We have a tomcat application generating logs on the server, which are then indexed and available in Splunk. For the past 3 weeks, we have noticed that abruptly, some logs are not visible under Splunk.
We also exported the actual Tomcat logs from the server, and see that the original log file contains all logs as expected, but Splunk is missing several statements.
What should be our troubleshooting approach for such an issue? I am unable to find any existing issues like this in open source community articles.
There are severeal approaches for troubleshooting:
Did you already take a look at your delta between the time your events occured and when the have been indexed into splunk?
try something like:
search for your tomcat logs | eval delta=_indextime-_time | timechart max(delta)
Did you take a look at your
_internal index for Parser Errors?
index=_internal Err* OR warn*
and look at the specific areas of time where you think the unnormal behaviour begins.
I hope this gives you a first shot for solving your problem.
I will inform my organisation infra team to try these commands out.
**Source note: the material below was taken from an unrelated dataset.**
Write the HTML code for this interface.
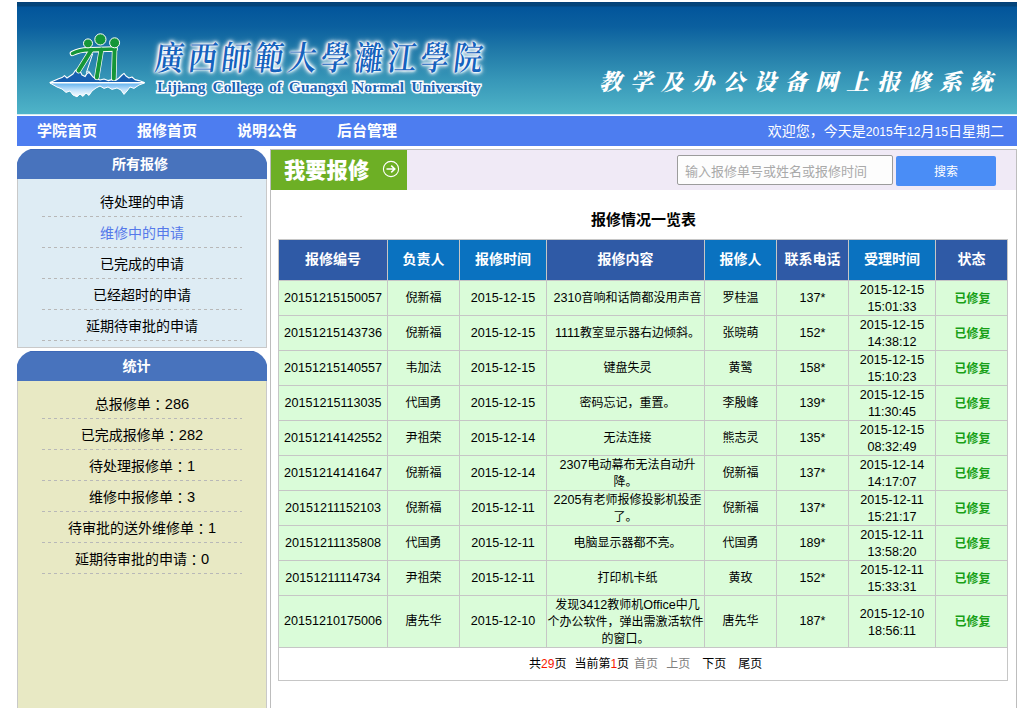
<!DOCTYPE html>
<html lang="zh-CN">
<head>
<meta charset="utf-8">
<title>教学及办公设备网上报修系统</title>
<style>
*{box-sizing:border-box;}
html,body{margin:0;padding:0;background:#fff;}
body{width:1031px;height:708px;overflow:hidden;position:relative;
  font-family:"Liberation Sans","Noto Sans CJK SC",sans-serif;font-size:12px;color:#000;}
a{text-decoration:none;color:inherit;}
ul{list-style:none;margin:0;padding:0;}
#wrap{position:absolute;left:17px;top:0;width:1000px;height:708px;}

/* banner */
#banner{position:absolute;left:0;top:2px;width:1000px;height:112px;overflow:hidden;
  background:linear-gradient(to bottom,#023c78 0,#04447a 1px,#04447a 4px,#02559b 5px,#0b609f 25px,#2079a8 48px,#3797b8 78px,#4fb4c8 112px);}
#logo-ico{position:absolute;left:0;top:0;width:150px;height:113px;}
#logo-cn{position:absolute;left:141px;top:33px;white-space:nowrap;transform-origin:0 0;transform:scale(1,1.16) skewX(-8deg);
  font-family:"Liberation Serif","Noto Serif CJK SC","Noto Serif CJK TC",serif;font-weight:600;font-size:29px;line-height:40px;letter-spacing:4.2px;
  color:#1562bd;text-shadow:0 0 1px #fff,0 0 2px #fff,0 0 2px #fff,0 0 3px #fff,0 0 4px #fff,0 0 5px #fff,0 0 7px #d8ecff;}
#logo-en{position:absolute;left:140px;top:75px;white-space:nowrap;
  font-family:"Liberation Serif",serif;font-weight:bold;font-size:15.6px;line-height:20px;word-spacing:3.1px;letter-spacing:0;
  color:#1a64b4;-webkit-text-stroke:2.8px #fff;paint-order:stroke fill;text-shadow:0 0 2px #fff,0 0 3px #eaf5ff;}
#sys-title{position:absolute;left:582px;top:66px;white-space:nowrap;
  font-family:"Liberation Serif","Noto Serif CJK SC",serif;font-weight:900;font-style:italic;font-size:22.5px;line-height:30px;letter-spacing:8.4px;color:#fff;}

/* nav */
#bline{position:absolute;left:0;top:114px;width:1000px;height:1px;background:#d3ecf1;}
#nav{position:absolute;left:0;top:116px;width:1000px;height:30px;background:#4d7df0;color:#fff;}
#nav ul li{float:left;width:100px;height:30px;line-height:29px;text-align:center;font-size:15px;font-weight:bold;}
#nav .welcome i{font-style:normal;font-size:12.2px;}
#nav .welcome{position:absolute;right:13px;top:0;line-height:30px;font-size:14px;white-space:nowrap;}

/* sidebar */
#side{position:absolute;left:0;top:149px;width:250px;height:559px;}
.sb-h{height:30px;line-height:31px;background:linear-gradient(to bottom,#3d68b7 0,#3d68b7 1px,#4873bd 1px);color:#fff;font-size:14px;font-weight:bold;text-align:center;padding-right:4px;border-radius:14px 14px 0 0;
  clip-path:path("M0 13.2 A21.3 21.3 0 0 1 13.2 0 L236.8 0 A21.3 21.3 0 0 1 250 13.2 L250 30 L0 30 Z");}
.sb-1{height:169px;background:#deecf4;border:1px solid #c9c9c9;border-top:0;}
.sb-2{height:400px;background:#e8e9c4;border:1px solid #c9c9c9;border-top:0;}
.sb-1 ul,.sb-2 ul{padding-top:7px;}
.sb-1 li,.sb-2 li{width:200px;margin:0 auto;height:31px;line-height:34px;text-align:center;font-size:14px;background:repeating-linear-gradient(to right,#b8b8b8 0,#b8b8b8 3px,transparent 3px,transparent 6px) left bottom/100% 1px no-repeat;}
.sb-gap{height:3px;}
.sb-1 li{line-height:33px;}
.sb-2 li{line-height:30px;}
.sb-2 li i{font-style:normal;font-size:14.6px;}
.c{font-family:"Noto Sans CJK JP",sans-serif;position:relative;top:1px;}

/* main */
#main{position:absolute;left:253px;top:149px;width:747px;height:559px;border:1px solid #bdbdbd;border-bottom:0;background:#fff;}
#tool{position:absolute;left:0;top:0;width:745px;height:40px;background:#f0eaf6;}
#btn-new{position:absolute;left:0;top:0;width:136px;height:40px;background:#6daf25;color:#fff;font-size:21.3px;font-weight:900;line-height:42px;padding-left:13px;}
#btn-new svg{position:absolute;left:110px;top:9px;}
#q{position:absolute;left:406px;top:5px;width:216px;height:30px;border:1px solid #9c9c9c;border-radius:2px;background:#fdfdfd;color:#a9a9a9;font-size:13px;line-height:31px;padding-left:7px;}
#go{position:absolute;left:625px;top:6px;width:100px;height:30px;background:#4a8df6;border-radius:2px;color:#fff;font-size:12px;line-height:33px;text-align:center;}
#ttl{position:absolute;left:0;top:58px;width:745px;text-align:center;font-size:15px;font-weight:bold;line-height:24px;}
table{position:absolute;left:7px;top:89px;width:729px;border-collapse:collapse;table-layout:fixed;}
th,td{border:1px solid #c6c6c6;padding:0;text-align:center;vertical-align:middle;}
th{height:41px;color:#fff;font-size:14px;font-weight:bold;background:#0a72c0;line-height:20px;padding-bottom:2px;}
th.d{background:#2f5aa6;}
td{height:35px;background:#dafcd9;font-size:12px;line-height:17px;}
td.ok{color:#17a017;font-weight:bold;font-size:12px;padding-top:2px;padding-left:2px;}
td div{position:relative;top:1px;}
td.ct{white-space:nowrap;}
.sp{display:inline-block;width:4px;height:1px;}
td.pg{height:33px;background:#fff;text-align:left;padding-left:250px;white-space:nowrap;}
td.pg span{display:inline-block;}
td.pg b{font-weight:normal;color:#f81500;}
.p2{margin-left:8px;}.p3{margin-left:5px;color:#808080;}.p4{margin-left:8px;color:#808080;}.p5{margin-left:12px;}.p6{margin-left:12px;}
.n{font-size:12.6px;}
</style>
</head>
<body>
<div id="wrap">
  <div id="banner">
    <svg id="logo-ico" viewBox="17 2 150 113" width="150" height="113">
      <defs>
        <linearGradient id="refl" x1="0" y1="0" x2="0" y2="1"><stop offset="0" stop-color="#5fb0ee"/><stop offset="0.45" stop-color="#b9defa"/><stop offset="1" stop-color="#ffffff"/></linearGradient>
      </defs>
      <path d="M50 82.6 L58 79 L62 77.6 L64.5 75.6 L67 78 L70 76 L73 74 L75 71 L77.5 68.6 L80 71 L82 75 L85 76.6 L87 73.4 L89 72.4 L91 74.6 L93 77 L96 78.6 L100 80 L104 79 L108 80.6 L112 79.6 L116 80.2 L119 78 L122 75 L124 73.4 L126 76 L129 78 L132 77 L135 79.6 L139 80.6 L144.4 82.6 Z" fill="#1860b0" stroke="#fff" stroke-width="1.1" stroke-linejoin="round"/>
      <path d="M50 83 L144.4 83 L139 85 L134 88.4 L130 87 L127 91 L124 94.4 L121 90 L117 88 L112 89.4 L108 87 L104 88.4 L100 86 L96 88 L92 91 L89 95.4 L86 93 L83 96.4 L80 94 L77 96.8 L73 95 L70 91 L66 92.4 L62 89 L57 87 Z" fill="url(#refl)" stroke="#fff" stroke-width="1" stroke-linejoin="round"/>
      <g fill="none" stroke-linecap="round" stroke-linejoin="round">
        <path d="M72.4 53.4 Q81 49 91.6 49.8 L78.6 70.6 M90 49.8 L115.2 49 M101.4 49.4 L96.8 77.4 M114.6 49.4 L113.8 78.4" stroke="#fff" stroke-width="5.4"/>
        <path d="M91.6 49.8 L78.6 70.6 M101.4 49.4 L96.8 77.4 M114.6 49.4 L113.8 78.4" stroke="#159638" stroke-width="4"/>
        <path d="M72.4 53.4 Q81 49 91.6 49.8 L115.2 49" stroke="#159638" stroke-width="3.4"/>
        <path d="M92.6 54 L86.4 72.6 L88.6 71 L91 74" stroke="#fff" stroke-width="1"/>
      </g>
      <g fill="#159638" stroke="#fff" stroke-width="1">
        <circle cx="88" cy="43.4" r="4.5"/>
        <circle cx="100.4" cy="39.4" r="5.6"/>
        <circle cx="114.6" cy="42.8" r="5"/>
      </g>
    </svg>
    <div id="logo-cn">廣西師範大學灕江學院</div>
    <div id="logo-en">Lijiang College of Guangxi Normal University</div>
    <div id="sys-title">教学及办公设备网上报修系统</div>
  </div>
  <div id="bline"></div>
  <div id="nav">
    <ul><li>学院首页</li><li>报修首页</li><li>说明公告</li><li>后台管理</li></ul>
    <div class="welcome">欢迎您，今天是<i>2015</i>年<i>12</i>月<i>15</i>日星期二</div>
  </div>
  <div id="side">
    <div class="sb-h">所有报修</div>
    <div class="sb-1"><ul>
      <li>待处理的申请</li><li style="color:#5579ea">维修中的申请</li><li>已完成的申请</li><li>已经超时的申请</li><li>延期待审批的申请</li>
    </ul></div>
    <div class="sb-gap"></div>
    <div class="sb-h" style="padding-right:11px">统计</div>
    <div class="sb-2"><ul>
      <li>总报修单<span class="c" lang="ja">：</span><i>286</i></li><li>已完成报修单<span class="c" lang="ja">：</span><i>282</i></li><li>待处理报修单<span class="c" lang="ja">：</span><i>1</i></li><li>维修中报修单<span class="c" lang="ja">：</span><i>3</i></li><li>待审批的送外维修单<span class="c" lang="ja">：</span><i>1</i></li><li>延期待审批的申请<span class="c" lang="ja">：</span><i>0</i></li>
    </ul></div>
  </div>
  <div id="main">
    <div id="tool">
      <div id="btn-new">我要报修<svg width="20" height="20" viewBox="0 0 20 20"><circle cx="10" cy="10" r="7.6" fill="none" stroke="#fff" stroke-width="1.1"/><path d="M5.5 10H13.6M10.2 6.6L13.8 10L10.2 13.4" fill="none" stroke="#fff" stroke-width="1.5"/></svg></div>
      <div id="q">输入报修单号或姓名或报修时间</div>
      <div id="go">搜索</div>
    </div>
    <div id="ttl">报修情况一览表</div>
    <table>
      <colgroup><col style="width:109px"><col style="width:72px"><col style="width:87px"><col style="width:158px"><col style="width:72px"><col style="width:72px"><col style="width:87px"><col style="width:72px"></colgroup>
      <tr><th class="d">报修编号</th><th>负责人</th><th>报修时间</th><th class="d">报修内容</th><th>报修人</th><th class="d">联系电话</th><th>受理时间</th><th class="d">状态</th></tr>
      <tr><td class="n">20151215150057</td><td>倪新福</td><td class="n">2015-12-15</td><td class="ct"><i class="sp"></i><span class="n">2310</span>音响和话筒都没用声音</td><td>罗桂温</td><td class="n">137*</td><td class="n"><div>2015-12-15<br>15:01:33</div></td><td class="ok">已修复</td></tr>
      <tr><td class="n">20151215143736</td><td>倪新福</td><td class="n">2015-12-15</td><td class="ct"><i class="sp"></i><span class="n">1111</span>教室显示器右边倾斜。</td><td>张晓萌</td><td class="n">152*</td><td class="n"><div>2015-12-15<br>14:38:12</div></td><td class="ok">已修复</td></tr>
      <tr><td class="n">20151215140557</td><td>韦加法</td><td class="n">2015-12-15</td><td class="ct"><i class="sp"></i>键盘失灵</td><td>黄鹭</td><td class="n">158*</td><td class="n"><div>2015-12-15<br>15:10:23</div></td><td class="ok">已修复</td></tr>
      <tr><td class="n">20151215113035</td><td>代国勇</td><td class="n">2015-12-15</td><td class="ct"><i class="sp"></i>密码忘记，重置。</td><td>李殷峰</td><td class="n">139*</td><td class="n"><div>2015-12-15<br>11:30:45</div></td><td class="ok">已修复</td></tr>
      <tr><td class="n">20151214142552</td><td>尹祖荣</td><td class="n">2015-12-14</td><td class="ct"><i class="sp"></i>无法连接</td><td>熊志灵</td><td class="n">135*</td><td class="n"><div>2015-12-15<br>08:32:49</div></td><td class="ok">已修复</td></tr>
      <tr><td class="n">20151214141647</td><td>倪新福</td><td class="n">2015-12-14</td><td class="ct"><div><i class="sp"></i><span class="n">2307</span>电动幕布无法自动升<br>降。</div></td><td>倪新福</td><td class="n">137*</td><td class="n"><div>2015-12-14<br>14:17:07</div></td><td class="ok">已修复</td></tr>
      <tr><td class="n">20151211152103</td><td>倪新福</td><td class="n">2015-12-11</td><td class="ct"><div><i class="sp"></i><span class="n">2205</span>有老师报修投影机投歪<br>了。</div></td><td>倪新福</td><td class="n">137*</td><td class="n"><div>2015-12-11<br>15:21:17</div></td><td class="ok">已修复</td></tr>
      <tr><td class="n">20151211135808</td><td>代国勇</td><td class="n">2015-12-11</td><td class="ct"><i class="sp"></i>电脑显示器都不亮。</td><td>代国勇</td><td class="n">189*</td><td class="n"><div>2015-12-11<br>13:58:20</div></td><td class="ok">已修复</td></tr>
      <tr><td class="n">20151211114734</td><td>尹祖荣</td><td class="n">2015-12-11</td><td class="ct"><i class="sp"></i>打印机卡纸</td><td>黄玫</td><td class="n">152*</td><td class="n"><div>2015-12-11<br>15:33:31</div></td><td class="ok">已修复</td></tr>
      <tr><td class="n" style="height:52px">20151210175006</td><td>唐先华</td><td class="n">2015-12-10</td><td class="ct"><div><i class="sp"></i>发现<span class="n">3412</span>教师机<span class="n">Office</span>中几<br>个办公软件，弹出需激活软件<br>的窗口。</div></td><td>唐先华</td><td class="n">187*</td><td class="n"><div>2015-12-10<br>18:56:11</div></td><td class="ok">已修复</td></tr>
      <tr><td colspan="8" class="pg"><span class="p1">共<b>29</b>页</span><span class="p2">当前第<b>1</b>页</span><span class="p3">首页</span><span class="p4">上页</span><span class="p5">下页</span><span class="p6">尾页</span></td></tr>
    </table>
  </div>
</div>
</body>
</html>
I don't have direct access to the server at this point.
In general, the observation is for a given timeframe also (as small as 30 seconds), some logs are visible, while next few lines are not visible in splunk (I am assuming they were not indexed correctly).
We did not find any parser error for the given timeframe.
Although, the team did notice that some of the logs were "forwarded" delayed by 3 hours, while others were forwarded at the same time. Therefore, even in splunk we see some of the missing logs available outside the actual tomcat server test run timeframe.
For e.g. In tomcat all the logs are seen between 4:30 to 4:35 pm, while in splunk the log statements are divided like below:
4:32 to 4:35 p.m. - statements 1-4, 10-15
6:30 - statements 5-8, and so on..
Common causes of problems like this could be as a result of bad event breaking.
From experience - tomcat exceptions can cause trouble here, because long exceptions can confuse the parsing/breaking process.
Two things to look at are truncation, and then subsequent breaking.
If your application triggers a huge exception, two things can happen.
1.) the exception is broken into multiple events instead of just one - normally around something which looks like a timestamp can cause this.
2.) the exception is parsed as one event, but truncated after 10,000 chars (by default) look at
Following either of these these Splunk can struggle to spot the next correct point to break the next event.
Tools you can use to tackle this include setting a specific Timestamp extraction using
TIME_FORMAT to ensure you only event extract the timestamp from the beginning of the message, then you can use
Thanks for your inputs. We reviewed the application logs and in the small timeframe of test run, where logs are missing, we dont see any exceptions. The 200 success logs itself are missing (rather delayed, as per current findings).
this looks like issue with permissions on the some of the logpaths.
Please check if splunk has valid permissions to fetch the logs from the source.
It's the same log file from where some logs are being read and some are lost. So, it doesn't look like permission issue at this point.
Ok so now that sounds like:
a.) A hugely delayed log ingestion problem - (less likely, but possible)
b.) Bad timestamp processing - (far more likely)
To see if its A or B.
Run a search for all of your events over whatever time period you need to 'see' them.
Add the following to your search:
"your base search"
| eval indextime=strftime(indextime,"%Y-%m-%d %H:%M:%S")
| eval delta=indextime-_time
| table _time indextime delta
Examine the difference between the _time and indextime in the table for the 'delayed' events (and the delta between those times in seconds).
If indextime is significantly later than your expected value for _time, this would suggest A
If _time is significantly later than indextime, then this would indicate B
Perhaps you could share some of the results, including the timings as noted above?
The difference is big, so it is "delayed log ingestion problem".
2019-02-28 09:38:25.402 2019-02-28 09:38:26 0.598 2019-02-28 09:38:10.868 2019-02-28 09:38:11 0.132 2019-02-28 09:37:55.963 2019-02-28 09:37:56 0.037 2019-02-28 09:37:41.743 2019-02-28 09:37:43 1.257 2019-02-28 04:39:40.263 2019-02-28 09:42:14 **18153.737** 2019-02-28 04:39:11.629 2019-02-28 09:41:47 **18155.371** 2019-02-28 04:38:58.574 2019-02-28 09:41:36 **18157.426** 2019-02-28 04:37:08.356 2019-02-28 09:39:44 **18155.644**
It occurred twice in past 2 weeks, so should we be looking at some underlying issue in splunk forwarder? Or are there any guidelines to prevent this issue to occur in production?